▶ **The exercise**
Copy the records below exactly, leaving out any pictures.

▶ **Extracted information**
******
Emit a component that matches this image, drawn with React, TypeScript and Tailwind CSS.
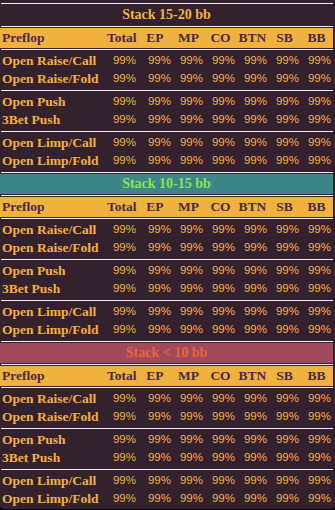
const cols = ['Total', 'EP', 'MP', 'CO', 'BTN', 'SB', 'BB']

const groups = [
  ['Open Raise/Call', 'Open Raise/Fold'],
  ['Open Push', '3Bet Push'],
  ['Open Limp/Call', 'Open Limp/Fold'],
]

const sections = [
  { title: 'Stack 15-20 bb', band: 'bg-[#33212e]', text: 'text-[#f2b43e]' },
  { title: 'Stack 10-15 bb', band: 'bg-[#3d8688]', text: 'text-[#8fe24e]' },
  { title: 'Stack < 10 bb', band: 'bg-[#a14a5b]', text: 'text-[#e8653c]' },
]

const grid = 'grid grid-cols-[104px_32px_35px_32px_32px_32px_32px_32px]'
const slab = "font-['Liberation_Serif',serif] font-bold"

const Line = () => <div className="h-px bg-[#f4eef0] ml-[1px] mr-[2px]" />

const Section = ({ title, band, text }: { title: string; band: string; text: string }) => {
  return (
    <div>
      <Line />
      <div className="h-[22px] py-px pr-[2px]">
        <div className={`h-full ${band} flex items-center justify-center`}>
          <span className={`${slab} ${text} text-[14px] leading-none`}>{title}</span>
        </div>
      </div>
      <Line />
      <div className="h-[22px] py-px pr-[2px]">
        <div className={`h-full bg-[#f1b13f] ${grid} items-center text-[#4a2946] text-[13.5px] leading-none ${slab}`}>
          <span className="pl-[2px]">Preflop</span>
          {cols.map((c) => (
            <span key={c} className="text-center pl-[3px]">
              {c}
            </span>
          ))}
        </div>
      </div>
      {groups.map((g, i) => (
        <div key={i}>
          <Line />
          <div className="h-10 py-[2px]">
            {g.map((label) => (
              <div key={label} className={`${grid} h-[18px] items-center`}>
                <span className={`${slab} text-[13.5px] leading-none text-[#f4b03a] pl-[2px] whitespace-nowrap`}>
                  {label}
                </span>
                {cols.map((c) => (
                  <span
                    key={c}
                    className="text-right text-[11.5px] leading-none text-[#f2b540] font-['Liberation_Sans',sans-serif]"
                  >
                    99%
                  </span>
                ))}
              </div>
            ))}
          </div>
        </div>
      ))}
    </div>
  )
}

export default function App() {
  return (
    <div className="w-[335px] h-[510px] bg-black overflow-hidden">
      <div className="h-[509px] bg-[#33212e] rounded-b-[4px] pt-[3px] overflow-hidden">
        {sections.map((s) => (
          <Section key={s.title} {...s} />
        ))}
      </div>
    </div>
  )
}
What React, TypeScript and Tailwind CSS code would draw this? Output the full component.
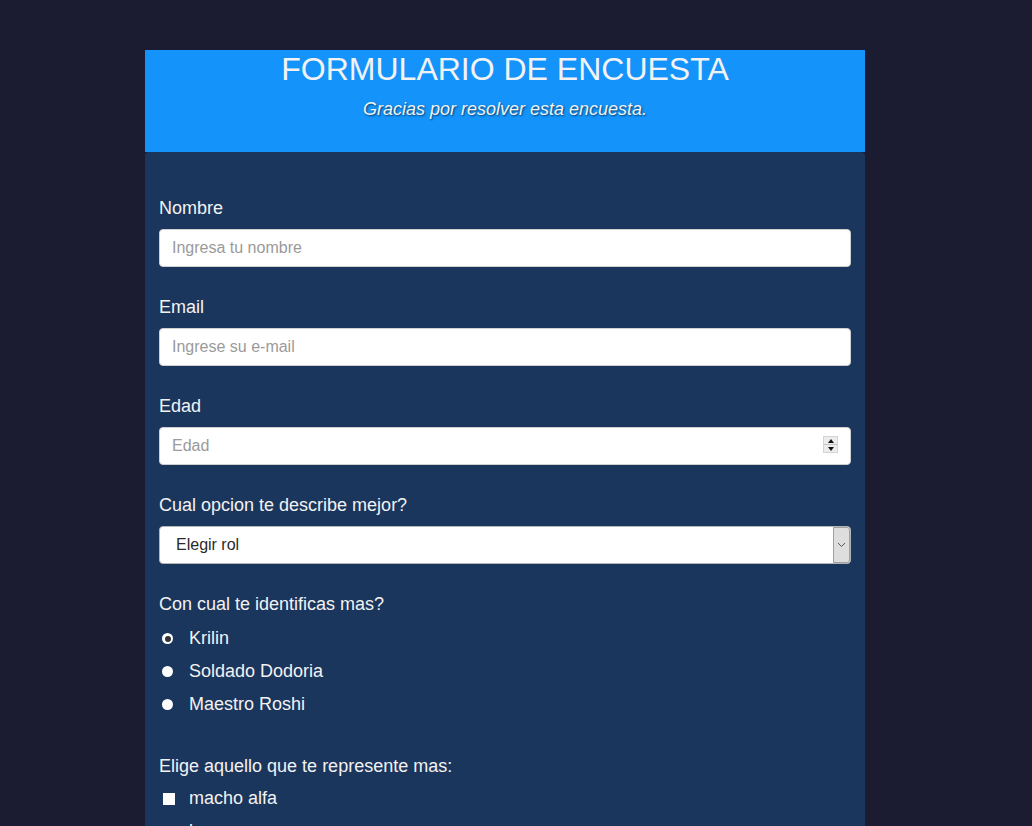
******
▶ **Right answer**
Emit a component that matches this image, drawn with React, TypeScript and Tailwind CSS.
const cols = ['Total', 'EP', 'MP', 'CO', 'BTN', 'SB', 'BB']

const groups = [
  ['Open Raise/Call', 'Open Raise/Fold'],
  ['Open Push', '3Bet Push'],
  ['Open Limp/Call', 'Open Limp/Fold'],
]

const sections = [
  { title: 'Stack 15-20 bb', band: 'bg-[#33212e]', text: 'text-[#f2b43e]' },
  { title: 'Stack 10-15 bb', band: 'bg-[#3d8688]', text: 'text-[#8fe24e]' },
  { title: 'Stack < 10 bb', band: 'bg-[#a14a5b]', text: 'text-[#e8653c]' },
]

const grid = 'grid grid-cols-[104px_32px_35px_32px_32px_32px_32px_32px]'
const slab = "font-['Liberation_Serif',serif] font-bold"

const Line = () => <div className="h-px bg-[#f4eef0] ml-[1px] mr-[2px]" />

const Section = ({ title, band, text }: { title: string; band: string; text: string }) => {
  return (
    <div>
      <Line />
      <div className="h-[22px] py-px pr-[2px]">
        <div className={`h-full ${band} flex items-center justify-center`}>
          <span className={`${slab} ${text} text-[14px] leading-none`}>{title}</span>
        </div>
      </div>
      <Line />
      <div className="h-[22px] py-px pr-[2px]">
        <div className={`h-full bg-[#f1b13f] ${grid} items-center text-[#4a2946] text-[13.5px] leading-none ${slab}`}>
          <span className="pl-[2px]">Preflop</span>
          {cols.map((c) => (
            <span key={c} className="text-center pl-[3px]">
              {c}
            </span>
          ))}
        </div>
      </div>
      {groups.map((g, i) => (
        <div key={i}>
          <Line />
          <div className="h-10 py-[2px]">
            {g.map((label) => (
              <div key={label} className={`${grid} h-[18px] items-center`}>
                <span className={`${slab} text-[13.5px] leading-none text-[#f4b03a] pl-[2px] whitespace-nowrap`}>
                  {label}
                </span>
                {cols.map((c) => (
                  <span
                    key={c}
                    className="text-right text-[11.5px] leading-none text-[#f2b540] font-['Liberation_Sans',sans-serif]"
                  >
                    99%
                  </span>
                ))}
              </div>
            ))}
          </div>
        </div>
      ))}
    </div>
  )
}

export default function App() {
  return (
    <div className="w-[335px] h-[510px] bg-black overflow-hidden">
      <div className="h-[509px] bg-[#33212e] rounded-b-[4px] pt-[3px] overflow-hidden">
        {sections.map((s) => (
          <Section key={s.title} {...s} />
        ))}
      </div>
    </div>
  )
}
What React, TypeScript and Tailwind CSS code would draw this? Output the full component.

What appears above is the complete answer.